## Begin

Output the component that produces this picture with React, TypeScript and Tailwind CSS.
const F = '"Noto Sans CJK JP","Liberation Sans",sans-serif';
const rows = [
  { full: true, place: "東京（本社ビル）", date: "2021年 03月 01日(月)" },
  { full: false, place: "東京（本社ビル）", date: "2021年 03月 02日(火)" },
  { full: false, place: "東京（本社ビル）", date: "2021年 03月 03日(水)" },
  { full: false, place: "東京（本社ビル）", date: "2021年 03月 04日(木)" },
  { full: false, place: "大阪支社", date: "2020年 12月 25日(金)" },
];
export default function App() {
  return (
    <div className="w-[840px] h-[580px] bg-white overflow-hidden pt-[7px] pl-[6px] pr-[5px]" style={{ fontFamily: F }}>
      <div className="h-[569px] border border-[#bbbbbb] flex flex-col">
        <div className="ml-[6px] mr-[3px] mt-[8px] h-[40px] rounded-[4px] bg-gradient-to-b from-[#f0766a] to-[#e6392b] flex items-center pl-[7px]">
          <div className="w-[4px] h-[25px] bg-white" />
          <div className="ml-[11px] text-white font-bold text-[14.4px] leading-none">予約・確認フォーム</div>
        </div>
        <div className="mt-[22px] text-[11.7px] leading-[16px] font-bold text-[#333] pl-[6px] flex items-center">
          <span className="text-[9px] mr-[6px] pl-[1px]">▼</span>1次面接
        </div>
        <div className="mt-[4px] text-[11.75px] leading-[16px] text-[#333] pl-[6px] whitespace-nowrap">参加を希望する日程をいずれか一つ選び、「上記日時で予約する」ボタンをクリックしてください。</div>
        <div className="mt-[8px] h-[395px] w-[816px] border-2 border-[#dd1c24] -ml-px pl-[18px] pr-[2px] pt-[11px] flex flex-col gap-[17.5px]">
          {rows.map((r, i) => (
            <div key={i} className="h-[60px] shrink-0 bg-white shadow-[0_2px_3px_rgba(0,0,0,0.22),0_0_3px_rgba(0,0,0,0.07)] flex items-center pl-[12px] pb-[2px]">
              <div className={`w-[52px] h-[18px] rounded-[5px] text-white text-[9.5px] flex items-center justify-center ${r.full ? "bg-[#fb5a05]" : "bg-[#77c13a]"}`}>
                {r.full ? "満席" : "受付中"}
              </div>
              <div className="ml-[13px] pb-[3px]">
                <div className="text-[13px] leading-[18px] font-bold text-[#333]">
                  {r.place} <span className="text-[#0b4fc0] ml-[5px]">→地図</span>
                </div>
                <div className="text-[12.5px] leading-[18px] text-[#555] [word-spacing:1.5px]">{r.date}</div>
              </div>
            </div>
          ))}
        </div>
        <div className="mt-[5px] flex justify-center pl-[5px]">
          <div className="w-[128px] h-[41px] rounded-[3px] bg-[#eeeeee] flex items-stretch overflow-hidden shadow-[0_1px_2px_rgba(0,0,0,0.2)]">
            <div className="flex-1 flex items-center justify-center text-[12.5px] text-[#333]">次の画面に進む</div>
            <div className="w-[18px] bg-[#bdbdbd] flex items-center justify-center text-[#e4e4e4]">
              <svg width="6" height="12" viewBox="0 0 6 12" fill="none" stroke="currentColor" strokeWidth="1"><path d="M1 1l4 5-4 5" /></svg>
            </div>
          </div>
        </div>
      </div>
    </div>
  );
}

## End
## Begin

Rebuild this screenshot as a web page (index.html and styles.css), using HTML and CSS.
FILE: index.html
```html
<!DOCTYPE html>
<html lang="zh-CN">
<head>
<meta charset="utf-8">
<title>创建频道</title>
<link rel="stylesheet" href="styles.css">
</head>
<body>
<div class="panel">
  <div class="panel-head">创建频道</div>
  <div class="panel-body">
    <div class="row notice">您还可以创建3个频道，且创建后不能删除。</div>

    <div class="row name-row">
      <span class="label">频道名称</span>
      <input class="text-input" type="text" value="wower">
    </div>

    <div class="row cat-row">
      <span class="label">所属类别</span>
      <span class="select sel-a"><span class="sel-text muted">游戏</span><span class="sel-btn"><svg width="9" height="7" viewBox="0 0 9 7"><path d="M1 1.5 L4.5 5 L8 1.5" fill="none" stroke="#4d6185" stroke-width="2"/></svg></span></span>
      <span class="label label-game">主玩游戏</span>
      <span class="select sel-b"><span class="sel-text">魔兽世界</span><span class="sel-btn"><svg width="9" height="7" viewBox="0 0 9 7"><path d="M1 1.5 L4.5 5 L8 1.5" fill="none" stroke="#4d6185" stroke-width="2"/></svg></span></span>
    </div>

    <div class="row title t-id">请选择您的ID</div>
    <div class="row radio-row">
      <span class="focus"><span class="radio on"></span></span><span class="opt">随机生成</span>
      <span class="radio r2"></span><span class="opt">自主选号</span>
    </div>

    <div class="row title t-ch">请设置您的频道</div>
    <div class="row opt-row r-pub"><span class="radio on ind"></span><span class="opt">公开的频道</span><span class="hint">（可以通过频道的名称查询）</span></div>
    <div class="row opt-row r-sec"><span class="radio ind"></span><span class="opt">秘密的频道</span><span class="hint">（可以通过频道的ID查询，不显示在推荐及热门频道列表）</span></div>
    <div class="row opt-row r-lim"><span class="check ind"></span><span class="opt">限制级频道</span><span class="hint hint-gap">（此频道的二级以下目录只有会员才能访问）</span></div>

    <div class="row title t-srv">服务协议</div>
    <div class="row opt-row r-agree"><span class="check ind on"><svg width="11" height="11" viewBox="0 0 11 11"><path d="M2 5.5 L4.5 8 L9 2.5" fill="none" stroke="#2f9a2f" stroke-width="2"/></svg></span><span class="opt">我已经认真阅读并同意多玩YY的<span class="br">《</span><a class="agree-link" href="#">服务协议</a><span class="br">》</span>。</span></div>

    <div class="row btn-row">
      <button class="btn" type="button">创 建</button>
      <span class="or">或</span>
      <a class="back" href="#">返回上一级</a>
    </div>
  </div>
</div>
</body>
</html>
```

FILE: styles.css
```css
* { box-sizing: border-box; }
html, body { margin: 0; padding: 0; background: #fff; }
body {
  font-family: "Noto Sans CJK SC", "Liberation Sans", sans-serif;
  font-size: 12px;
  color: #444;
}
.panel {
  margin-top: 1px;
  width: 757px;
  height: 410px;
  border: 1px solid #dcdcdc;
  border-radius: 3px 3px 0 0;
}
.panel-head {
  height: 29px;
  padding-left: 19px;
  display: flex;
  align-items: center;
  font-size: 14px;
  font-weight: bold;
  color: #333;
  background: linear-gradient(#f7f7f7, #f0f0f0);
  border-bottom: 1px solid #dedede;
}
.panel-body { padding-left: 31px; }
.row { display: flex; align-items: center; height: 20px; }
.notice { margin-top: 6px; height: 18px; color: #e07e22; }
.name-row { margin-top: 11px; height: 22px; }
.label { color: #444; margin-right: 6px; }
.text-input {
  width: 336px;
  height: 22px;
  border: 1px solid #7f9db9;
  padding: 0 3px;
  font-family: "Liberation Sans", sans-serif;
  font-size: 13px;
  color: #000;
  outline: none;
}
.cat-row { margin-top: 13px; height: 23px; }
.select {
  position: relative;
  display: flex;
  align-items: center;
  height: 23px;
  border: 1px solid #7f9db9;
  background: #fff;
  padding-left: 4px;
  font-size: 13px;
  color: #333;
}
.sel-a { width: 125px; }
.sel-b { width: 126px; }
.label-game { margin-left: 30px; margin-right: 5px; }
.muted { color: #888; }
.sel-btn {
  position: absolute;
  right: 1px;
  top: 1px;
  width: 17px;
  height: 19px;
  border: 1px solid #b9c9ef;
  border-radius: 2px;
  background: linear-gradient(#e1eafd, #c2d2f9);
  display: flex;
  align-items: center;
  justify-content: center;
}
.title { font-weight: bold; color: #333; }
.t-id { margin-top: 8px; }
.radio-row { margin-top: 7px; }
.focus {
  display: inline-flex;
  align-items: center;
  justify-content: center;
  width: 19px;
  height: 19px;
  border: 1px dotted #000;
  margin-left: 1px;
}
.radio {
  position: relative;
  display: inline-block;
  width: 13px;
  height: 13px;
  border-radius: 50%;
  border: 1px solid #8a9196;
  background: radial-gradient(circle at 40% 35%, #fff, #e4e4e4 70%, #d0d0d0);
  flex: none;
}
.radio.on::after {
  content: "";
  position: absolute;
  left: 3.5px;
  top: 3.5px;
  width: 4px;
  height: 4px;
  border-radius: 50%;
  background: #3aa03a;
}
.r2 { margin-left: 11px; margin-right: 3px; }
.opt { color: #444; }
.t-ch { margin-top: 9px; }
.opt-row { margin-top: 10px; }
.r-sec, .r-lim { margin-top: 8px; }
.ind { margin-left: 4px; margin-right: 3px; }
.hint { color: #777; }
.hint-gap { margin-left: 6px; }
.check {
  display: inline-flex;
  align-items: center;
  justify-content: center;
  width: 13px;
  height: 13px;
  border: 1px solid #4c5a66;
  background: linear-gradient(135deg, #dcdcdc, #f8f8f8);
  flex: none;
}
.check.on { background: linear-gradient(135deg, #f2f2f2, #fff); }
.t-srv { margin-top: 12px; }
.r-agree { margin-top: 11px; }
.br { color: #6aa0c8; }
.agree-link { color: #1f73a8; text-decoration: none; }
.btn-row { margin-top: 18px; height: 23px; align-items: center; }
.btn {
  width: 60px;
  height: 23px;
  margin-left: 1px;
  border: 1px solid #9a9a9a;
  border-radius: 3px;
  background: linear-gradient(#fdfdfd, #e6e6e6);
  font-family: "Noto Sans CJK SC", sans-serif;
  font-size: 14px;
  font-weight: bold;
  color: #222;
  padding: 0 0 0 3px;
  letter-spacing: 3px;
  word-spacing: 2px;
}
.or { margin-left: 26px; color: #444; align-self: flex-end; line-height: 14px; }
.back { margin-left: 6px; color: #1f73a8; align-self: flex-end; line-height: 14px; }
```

## End
## Begin

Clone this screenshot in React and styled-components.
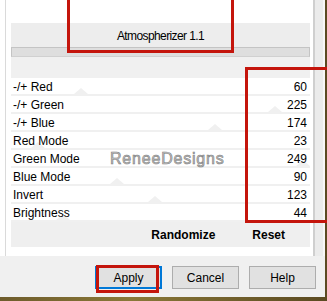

## End

_YOUR INSTRUCTIONS_
Find the string "screenshot" in the entries above and return each line that holds it.

_FINAL RESULT_
Rebuild this screenshot as a web page (index.html and styles.css), using HTML and CSS.
Clone this screenshot in React and styled-components.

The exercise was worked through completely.